Gabby was watching him right back.
Mac spoke again. “She got almost twenty people out before the firefighters got ahold of her.”
That didn’t surprise Conner a bit.
“When they wouldn’t let her go back in, she started treating people out of our rig. We didn’t notice at first because she wasn’t in uniform,” Mac added.
That also didn’t surprise Conner. Gabby was, hands down, the most dedicated paramedic on the team. That included Mac’s crew. She wasn’t the biggest or strongest, so there were things she needed the guys to do, things she needed help with at times, but she pushed herself and everyone else. There was no letting up, no resting when Gabby was around.
Conner admired the hell out of her.
“You gonna be okay?” he finally asked.
She nodded.
He nodded back. If Gabby said she was okay, she was. She was smart. If she wasn’t okay, if she needed something, she’d tell them. She was brave, but she asked for help, which helped Conner, and the rest of the crew, trust her.
Right now, though, he was having a hard time not hugging her.
She looked very different from the Gabby he was used to. Her hair hung free, for one thing. It was no wonder no one on Mac’s crew had recognized her at first. Gabby always,
always
, wore her hair up at work. Ponytail or bun. Always.
Now it was free, spilling down her back and over her shoulders. It was long, way longer than he would have guessed—had he ever spent more than two seconds thinking about it—and it was a deep-mahogany color, the lights inside the ambulance catching red highlights throughout.
Her face also looked different. She never wore makeup, at least not the kind of makeup he was used to seeing, but tonight her cheeks were pale, her eyes were wide and her expression…vulnerable. That was absolutely not something he’d seen on Gabby before. She was typically taking charge, commanding, focused. But she was also typically on the other side of the scene, the side that took people to the hospital and then went home to their own homes.

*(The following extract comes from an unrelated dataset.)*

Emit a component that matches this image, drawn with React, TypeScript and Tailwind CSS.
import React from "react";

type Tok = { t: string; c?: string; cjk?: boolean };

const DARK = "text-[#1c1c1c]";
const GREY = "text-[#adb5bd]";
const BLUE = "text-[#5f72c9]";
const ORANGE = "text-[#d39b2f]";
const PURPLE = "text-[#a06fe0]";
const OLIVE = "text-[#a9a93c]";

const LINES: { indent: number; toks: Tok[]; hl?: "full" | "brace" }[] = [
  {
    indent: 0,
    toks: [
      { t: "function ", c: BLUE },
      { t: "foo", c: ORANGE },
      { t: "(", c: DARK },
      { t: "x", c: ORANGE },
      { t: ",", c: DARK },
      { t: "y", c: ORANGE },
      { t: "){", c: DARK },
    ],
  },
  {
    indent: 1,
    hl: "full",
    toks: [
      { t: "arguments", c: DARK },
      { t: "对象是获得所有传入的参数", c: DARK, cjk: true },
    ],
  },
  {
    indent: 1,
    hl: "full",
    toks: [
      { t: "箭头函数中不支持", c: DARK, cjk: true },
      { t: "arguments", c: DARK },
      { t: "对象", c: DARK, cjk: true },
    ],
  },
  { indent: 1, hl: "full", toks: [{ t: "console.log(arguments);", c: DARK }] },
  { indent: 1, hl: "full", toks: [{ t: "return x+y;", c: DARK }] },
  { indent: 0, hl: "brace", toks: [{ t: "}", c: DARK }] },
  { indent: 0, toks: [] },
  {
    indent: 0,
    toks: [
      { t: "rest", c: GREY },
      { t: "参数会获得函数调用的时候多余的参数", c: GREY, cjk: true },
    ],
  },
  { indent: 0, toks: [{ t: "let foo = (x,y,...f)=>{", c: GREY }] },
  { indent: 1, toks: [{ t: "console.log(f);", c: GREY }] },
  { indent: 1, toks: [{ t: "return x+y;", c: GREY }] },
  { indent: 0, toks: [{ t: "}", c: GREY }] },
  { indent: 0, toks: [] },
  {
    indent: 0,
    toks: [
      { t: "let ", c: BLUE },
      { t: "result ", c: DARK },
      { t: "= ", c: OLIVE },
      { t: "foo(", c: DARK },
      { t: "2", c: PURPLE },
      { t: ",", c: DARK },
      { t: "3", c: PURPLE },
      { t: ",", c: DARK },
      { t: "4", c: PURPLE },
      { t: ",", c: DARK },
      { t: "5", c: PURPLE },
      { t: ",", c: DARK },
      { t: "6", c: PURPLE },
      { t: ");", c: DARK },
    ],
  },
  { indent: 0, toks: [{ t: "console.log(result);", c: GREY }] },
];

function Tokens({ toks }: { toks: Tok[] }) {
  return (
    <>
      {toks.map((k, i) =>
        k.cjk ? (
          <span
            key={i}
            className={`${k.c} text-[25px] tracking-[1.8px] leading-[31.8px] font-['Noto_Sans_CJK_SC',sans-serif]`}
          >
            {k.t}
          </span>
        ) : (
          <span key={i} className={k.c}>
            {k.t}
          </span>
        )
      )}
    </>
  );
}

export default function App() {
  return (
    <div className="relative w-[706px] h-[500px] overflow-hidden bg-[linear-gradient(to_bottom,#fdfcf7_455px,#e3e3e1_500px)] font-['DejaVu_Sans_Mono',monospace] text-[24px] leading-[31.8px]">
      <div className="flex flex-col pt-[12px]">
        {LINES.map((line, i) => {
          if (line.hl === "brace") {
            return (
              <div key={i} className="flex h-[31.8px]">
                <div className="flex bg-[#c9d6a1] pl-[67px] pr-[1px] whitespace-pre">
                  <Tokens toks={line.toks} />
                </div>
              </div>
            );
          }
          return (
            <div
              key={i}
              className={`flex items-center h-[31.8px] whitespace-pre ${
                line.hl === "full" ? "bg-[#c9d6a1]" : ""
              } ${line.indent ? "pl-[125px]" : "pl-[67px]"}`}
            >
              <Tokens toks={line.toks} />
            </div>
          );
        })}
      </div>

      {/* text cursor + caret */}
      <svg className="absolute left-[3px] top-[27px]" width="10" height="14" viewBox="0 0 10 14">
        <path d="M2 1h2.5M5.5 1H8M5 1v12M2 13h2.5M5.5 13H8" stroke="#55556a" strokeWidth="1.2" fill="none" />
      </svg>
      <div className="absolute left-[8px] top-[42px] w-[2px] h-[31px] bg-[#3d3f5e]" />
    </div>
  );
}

This was her home. The charred, smoking, black mess behind them.
Fuck.
He definitely wanted to hug her. He had a soft spot for the damsel in distress, there was no denying it. It had always been that way and had only gotten stronger raising his four younger sisters. There wasn’t a damned thing he could do about it. A woman in need would always flare up his protective instincts.
But he fought it. Hard. All the time. He’d tried the knight thing and it had blown up in his face—and heart—big-time. He was now allergic to women who needed anything more from him than romance and hot sex.
Or so he told himself.
Truthfully, he was like an addict—always drawn to it and having to fight not to get involved and try to fix everything.
Plus, he couldn’t hug her. This was
Gabby
. There was something about her that held him back from the good-hearted teasing and flirting he did with Sierra, from the winks and smiles he gave the other women on staff at the hospital, from the hug he would have given any of them if they’d just watched their home burn down.
Gabby gave off this I’ve-got-it, I’m-good vibe.
But right now he couldn’t look away from her mouth.
There was something seriously wrong with him, he was sure. The poor woman had had possibly one of the worst nights of her life and yet he was staring at her mouth and thinking about the cock-sucking comment from the day before. He’d said it to shock her, he’d admit that. To see how she’d react. But he had no way expected her to respond with something even more graphic.
He couldn’t stop thinking about the suck-my-cock-until-I-come-so-hard-I-can’t-stand-up thing. And he couldn’t stop wondering just how much Gabby knew about cocks and all the related activities.
He’d never thought of her sexually before. Which was weird. She was a woman.
But she definitely gave no signs that she thought of him as anything more than a coworker and friend. He liked women who were interested. Who were very obviously interested. He’d had plenty of experience with reading female signals wrong—and the consequences of that. He liked the safe route now. The route where the women gave him big goo-goo eyes and flirted outrageously and whispered naughty things in his ear.
The route where he knew what they wanted and that he could deliver.